Mark Groudine

We are investigating the relationships among chromatin structure, transcriptional activators and the regulation of gene expression during erythroid differentiation. Using the human and mouse beta-globin loci as models, we have: (1) analyzed the function of locus control region (LCR) by targeted deletion in cell lines and mice (accomplished via homologous and site specific recombination); (2) determined the composition of erythroid specific transcription complexes prior to and after erythroid differentiation (by mass spectrometry); and (3) determined the binding of such complexes to the beta-globin locus regulatory elements by chromatin immune-precipitation (ChIP). We have combined these molecular and biochemical studies with fluorescence in situ hybridization (FISH) to visualize the nuclear location of the beta-globin loci and immunofluorescence studies to detect the subcellular localization of regulatory proteins during erythroid differentiation in vivo and in vitro.

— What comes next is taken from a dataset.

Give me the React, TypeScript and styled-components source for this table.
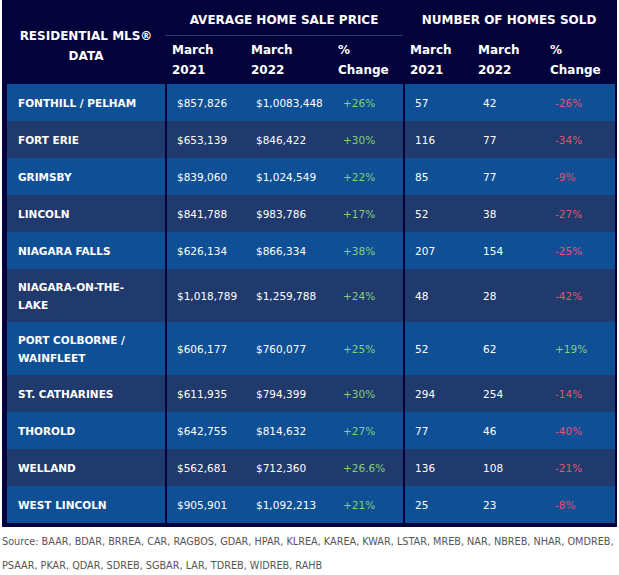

Our results suggest a multi-step model for gene activation, involving alterations in the nuclear location of the loci and transactivators, the binding of these factors to elements in the beta-globin loci, and the subsequent high level transcription of the beta-globin genes. Our work has also revealed that the mammalian interphase nucleus is organized in a non-random, tissue-specific fashion reflecting the genomic organization of genes that are co-regulated during differentiation.

Our principal findings include:

1. The LCR is essential for high level transcription of the beta-globin genes in differentiated erythroid cells. To determine the molecular mechanisms underlying LCR function, we investigated factor recruitment to the adult beta-globin gene in wild-type WT and locus control region knockout (DLCR) loci in mice. We found that while the LCR deletion has little effect on activator recruitment and pre-initiation complex (PIC) assembly, it has a dramatic effect on ser-5 phosphorylation of RNA polymerase II and transcriptional elongation. Thus in contrast to prevailing views, the LCR functions primarily downstream of activator recruitment and PIC assembly.

2. Looping of gene loci from their chromosome territories (CTs) in the interphase nucleus reflects poised and repressed states, in addition to the transcriptionally active state. We have found that wild type murine and human beta-globin loci are looped away from their CTs at a high frequency in an erythroblast cell background prior to activation of globin gene expression. Conversely, a mutant allele lacking the LCR (DLCR) does not loop from the CT. This result suggests that the LCR-dependent poising of the globin locus away from the CT may be essential for access to subsets of the transcriptional machinery prior to activated transcription. Replacement of the LCR with a B-cell specific regulatory element (IgH LCR) that represses gene activity in non-B cells also resulted in looping of the globin locus away from its CT into the repressive centromeric heterochromatin compartment. These results indicate that chromosome territory looping may play a significant role in cell-type specific transcriptional activation or repression of a locus.

3. Dynamic changes in transcription factor complexes accompany erythroid differentiation: Prior to erythroid differentiation, a heterodimer composed of the small Maf protein MafK and the repressor Bach1 recruits transcriptional co-repressor complexes to the beta-globin locus, resulting in repression of globin gene expression. Upon induction of erythroid differentiation, an exchange of MafK-binding partners occurs: Bach 1 is replaced by the transcriptional activator p45. This, in turn, leads to displacement of co-repressor complexes from the locus and recruitment of co-activators, resulting in globin gene expression. The mechanism behind this exchange involves the relocation of MafK in the nucleus: Prior to induction of differentiation, MafK co-localizes with centromeric heterochromatin, whereas p45 is restricted to euchromatic nuclear compartments. Terminal differentiation is accompanied by the relocation of MafK (and the beta-globin locus) to euchromatic regions and formation of the MafK/p45 heterodimer.

4. We observed that genes that are co-regulated during differentiation have a significant tendency to be proximally distributed along chromosomes. In turn, we found that the frequency at which homologous chromosomes associate is related to the number of co-regulated genes they possess. We therefore suggested that coordinate gene regulation during cellular differentiation may yield lineage-specific nuclear topologies that facilitate gene co-regulation. Moreover, we hypothesized that the process of self-organization is responsible for the emergence of these topologies. We have directly tested our idea that chromosomes self-organize during differentiation according to coordinate gene regulation by determining the collective similarity between gene regulatory and chromosomal association networks by expressing them as matrices. To construct the matrices, we measure the relative entropy--or ``distance''--among nodes within networks as well as between networks during differentiation, allowing us to assay shared global properties and the emergence of lineage-specific relationships. Our analysis has demonstrated that the networks of co-regulated gene expression and chromosomal association are indeed mutually related during differentiation, resulting in the self-organization of lineage-specific chromosomal topologies. Currently, we are testing our hypothesis that transcription factor complexes "link" co-regulated genes (on the same or different chromosomes), resulting in a tissue-specific nuclear organization that resembles a scale-free network.